Christopher Alles, aged 33, is the father of five kids under the age of five, including triplet girls aged 2. So you might think he was describing his home life when he said it’s “everything everywhere all at once.”
But he was actually speaking about art and how to understand it.
“You have multiple things going on at the same time, and it takes a while to get comfortable managing them: Composition, representation, abstract form, the expressiveness of the character. You have to be juggling everything at the same time,” he said.
The New York-based sculptor sometimes feels the magnitude of that “everything everywhere all at once” task on a cosmic scale, especially when he’s carving; and it’s an experience he finds immensely satisfying.

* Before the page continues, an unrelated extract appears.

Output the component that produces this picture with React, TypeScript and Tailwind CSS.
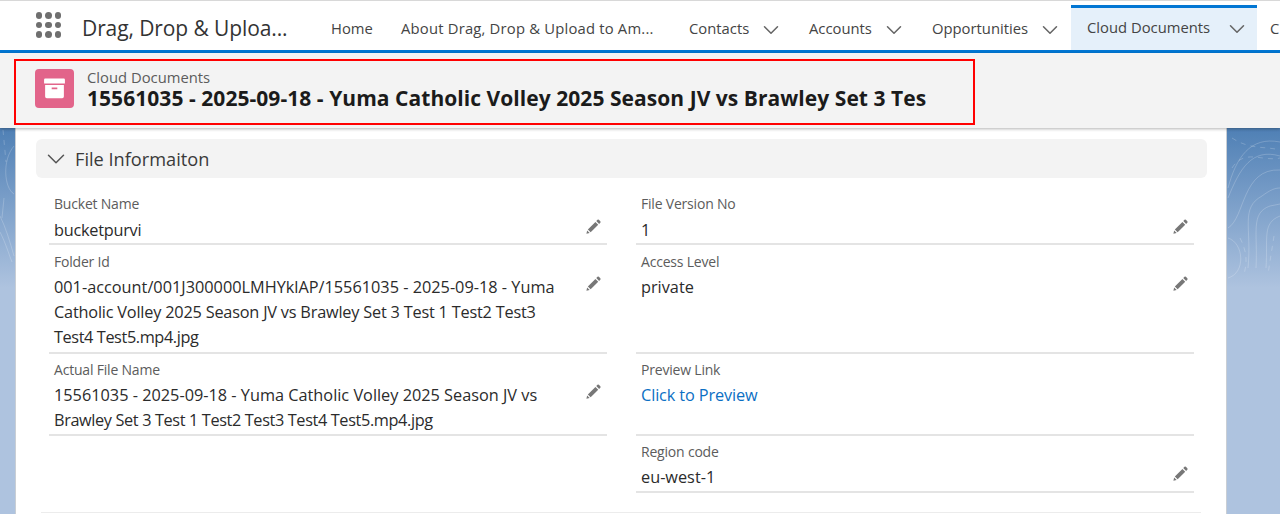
import React from 'react';
import { ChevronDown } from 'lucide-react';

const Pencil = () => (
  <svg viewBox="0 0 24 24" className="w-[17px] h-[17px] text-[#777]" fill="currentColor">
    <path d="M17.6 2.6a1.4 1.4 0 0 1 2 0l2 2a1.4 1.4 0 0 1 0 2l-1.7 1.7-4-4zM14.7 5.5l4 4L8 20.2l-4-4zM3 17.6l3.6 3.6L2 22.2z" />
  </svg>
);

const dropItems = [
  { label: 'Contacts', width: 'w-[120px]' },
  { label: 'Accounts', width: 'w-[123px]' },
  { label: 'Opportunities', width: 'w-[139px]' },
];

type Line = { text: string; tracking?: string };
type FieldProps = { label: string; lines: Line[]; height: string; editTop?: string; link?: boolean };

const Field = ({ label, lines, height, editTop, link = false }: FieldProps) => (
  <div className={`relative ${height} pl-[5px] border-b-2 border-[#e4e4e4]`}>
    <div className="text-[14px] leading-[18px] text-[#5c5c5c] tracking-[-0.2px]">{label}</div>
    <div className={`mt-[4px] text-[16.3px] leading-[25px] ${link ? 'text-[#0b6fc4]' : 'text-[#2b2b2b]'}`}>
      {lines.map((l) => (
        <div key={l.text} className={`whitespace-nowrap ${l.tracking ?? ''}`}>{l.text}</div>
      ))}
    </div>
    {editTop && (
      <div className={`absolute right-[5px] ${editTop}`}>
        <Pencil />
      </div>
    )}
  </div>
);

export default function App() {
  return (
    <div className="relative w-[1280px] h-[514px] overflow-hidden flex flex-col bg-gradient-to-b from-[#4f80b5] from-[25%] to-[#aec3df] to-[56%] font-['Open_Sans','Noto_Sans',sans-serif]">
      {/* contour lines behind the card */}
      <svg className="absolute left-0 top-[128px] w-[1280px] h-[180px]" viewBox="0 0 1280 180" fill="none" stroke="#fff" strokeOpacity="0.2" strokeWidth="1">
        <path d="M1228 60C1236 30 1250 8 1280 14" />
        <path d="M1228 70C1240 40 1252 20 1280 28" />
        <path d="M1228 100C1245 90 1242 40 1280 42" />
        <path d="M1248 140C1252 100 1240 80 1262 68C1270 62 1275 60 1280 60" />
        <path d="M1256 140C1258 105 1250 85 1270 78L1280 76" />
        <path d="M1266 140C1268 110 1262 95 1280 88" />
        <path d="M1228 150C1246 145 1244 115 1228 110" />
        <path d="M1232 10C1250 22 1265 18 1280 22M1232 40C1245 20 1262 34 1280 30M1240 110C1246 122 1248 132 1244 146M1274 108L1268 146" strokeDasharray="5 5" />
        <path d="M14 18C2 32 4 60 14 66M0 88C6 100 10 114 14 128M0 104C6 116 8 124 12 134M4 70L2 90" />
        <path d="M3 2L6 34" strokeDasharray="5 5" />
      </svg>
      <div className="h-[1px] bg-[#d8d8d8]" />
      {/* top nav */}
      <nav className="relative h-[52px] shrink-0 flex bg-white border-b-[3px] border-[#0176d3] overflow-hidden">
        <div className="w-[82px] flex items-center justify-end pr-[21px] pb-[1px]">
          <div className="grid grid-cols-3 gap-x-[3px] gap-y-[3px]">
            {Array.from({ length: 9 }).map((_, i) => (
              <span key={i} className="w-[6.5px] h-[6.5px] rounded-full bg-[#6f6f6f]" />
            ))}
          </div>
        </div>
        <div className="w-[231px] pt-[12px] text-[21px] leading-[30px] text-[#333] tracking-[-0.1px] whitespace-nowrap">Drag, Drop &amp; Uploa...</div>
        <div className="w-[70px] pl-[18px] pt-[15px] text-[14.8px] leading-[24px] text-[#444] whitespace-nowrap">Home</div>
        <div className="w-[306px] pl-[18px] pt-[15px] text-[14.8px] leading-[24px] text-[#444] tracking-[0.2px] whitespace-nowrap">About Drag, Drop &amp; Upload to Am...</div>
        {dropItems.map((n) => (
          <div key={n.label} className={`${n.width} pt-[15px] flex text-[14.8px] leading-[24px] text-[#444] whitespace-nowrap`}>
            <span>{n.label}</span>
            <ChevronDown className="ml-[9px] mt-[1px] w-[26px] h-[26px] text-[#666]" strokeWidth={1.4} />
          </div>
        ))}
        <div className="w-[186px] h-[45px] mt-[4px] pl-[16px] pt-[7px] flex bg-[#e5f0fa] border-t-[3px] border-[#0176d3] text-[14.8px] leading-[24px] text-[#444] whitespace-nowrap">
          <span>Cloud Documents</span>
          <ChevronDown className="ml-[14px] mt-[1px] w-[26px] h-[26px] text-[#666]" strokeWidth={1.4} />
        </div>
        <div className="pl-[13px] pt-[15px] text-[14.8px] leading-[24px] text-[#444]">C</div>
      </nav>
      {/* highlight header */}
      <header className="h-[75px] shrink-0 bg-[#f3f3f3] shadow-[0_1px_3px_rgba(0,0,0,0.3)] pl-[14px] pt-[6px] relative z-10">
        <div className="w-[961px] h-[66px] border-2 border-[#ff0000] flex items-start pl-[19px] pt-[8px]">
          <div className="w-[39px] h-[39px] rounded-[4px] bg-[#e2648a] flex items-center justify-center">
            <svg viewBox="0 0 24 24" className="w-[25px] h-[25px]" fill="#fff">
              <path d="M2 3.5a1 1 0 0 1 1-1h18a1 1 0 0 1 1 1v3.7H2zM3 8.7h18v11a1.6 1.6 0 0 1-1.6 1.6H4.6A1.6 1.6 0 0 1 3 19.7zm6.3 2.4v1.5h5.4v-1.5z" />
            </svg>
          </div>
          <div className="ml-[13px] -mt-[1px]">
            <div className="text-[14.8px] leading-[18px] text-[#5c5c5c]">Cloud Documents</div>
            <div className="text-[21px] leading-[24px] font-bold text-[#1b1b1b] tracking-[0.05px] whitespace-nowrap">
              15561035 - 2025-09-18 - Yuma Catholic Volley 2025 Season JV vs Brawley Set 3 Tes
            </div>
          </div>
        </div>
      </header>
      {/* record card */}
      <main className="relative ml-[15px] w-[1212px] flex-1 bg-white border-x border-[#c9ced4] pl-[20px] pr-[19px] pt-[11px]">
        <div className="h-[39px] rounded-[6px] bg-[#f3f3f3] flex items-center pl-[5px]">
          <ChevronDown className="w-[30px] h-[30px] text-[#555]" strokeWidth={1.2} />
          <span className="ml-[4px] text-[18.2px] leading-[24px] text-[#3a3a3a]">File Informaiton</span>
        </div>
        <div className="grid grid-cols-[558px_558px] gap-x-[29px] ml-[13px] pt-[17px]">
          <div>
            <Field label="Bucket Name" lines={[{ text: 'bucketpurvi', tracking: 'tracking-[-0.25px]' }]} height="h-[50px] [&>div:nth-child(2)]:mt-[5px]" editTop="top-[23px]" />
            <Field
              label="Folder Id"
              lines={[
                { text: '001-account/001J300000LMHYklAP/15561035 - 2025-09-18 - Yuma' },
                { text: 'Catholic Volley 2025 Season JV vs Brawley Set 3 Test 1 Test2 Test3', tracking: 'tracking-[-0.2px]' },
                { text: 'Test4 Test5.mp4.jpg', tracking: 'tracking-[-0.4px]' },
              ]}
              height="h-[109px] pt-[8px]"
              editTop="top-[30px]"
            />
            <Field
              label="Actual File Name"
              lines={[
                { text: '15561035 - 2025-09-18 - Yuma Catholic Volley 2025 Season JV vs' },
                { text: 'Brawley Set 3 Test 1 Test2 Test3 Test4 Test5.mp4.jpg', tracking: 'tracking-[-0.37px]' },
              ]}
              height="h-[82px] pt-[7px]"
              editTop="top-[29px]"
            />
          </div>
          <div>
            <Field label="File Version No" lines={[{ text: '1' }]} height="h-[50px] [&>div:nth-child(2)]:mt-[5px]" editTop="top-[23px]" />
            <Field label="Access Level" lines={[{ text: 'private' }]} height="h-[109px] pt-[8px]" editTop="top-[30px]" />
            <Field label="Preview Link" lines={[{ text: 'Click to Preview', tracking: 'tracking-[-0.12px]' }]} height="h-[82px] pt-[7px]" link />
            <Field label="Region code" lines={[{ text: 'eu-west-1' }]} height="h-[57px] pt-[7px]" editTop="top-[29px]" />
          </div>
        </div>
        <div className="h-[20px] ml-[5px] mr-[6px] border-b border-[#ececec]" />
      </main>
    </div>
  );
}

“You’re taking something that’s meaningless and incoherent, and bringing order, separating things,” he said.
He describes forming a sculpted foot, first separating it from the base of the statue, then forming the front and sides of the foot like simple walls that gradually take on definition and meaning.
“It’s like God separating the land and the water. You’re making distinctions. Gradually things come together,” he said.
But if Alles shares in God’s creative process, he’s definitely not omniscient like God, or totally in control of what he’s making.
“As you go along, things change and emerge. You feel like you’re not in charge,” he said.
There is a mysterious element to making art, and even as he proceeds along the thoughtful and laborious process from making sketches, to miniature clay figures, to full-size armatured clay sculptures, to mold, to final cast poured in resin and marble, he’s sometimes surprised at how various elements work themselves out.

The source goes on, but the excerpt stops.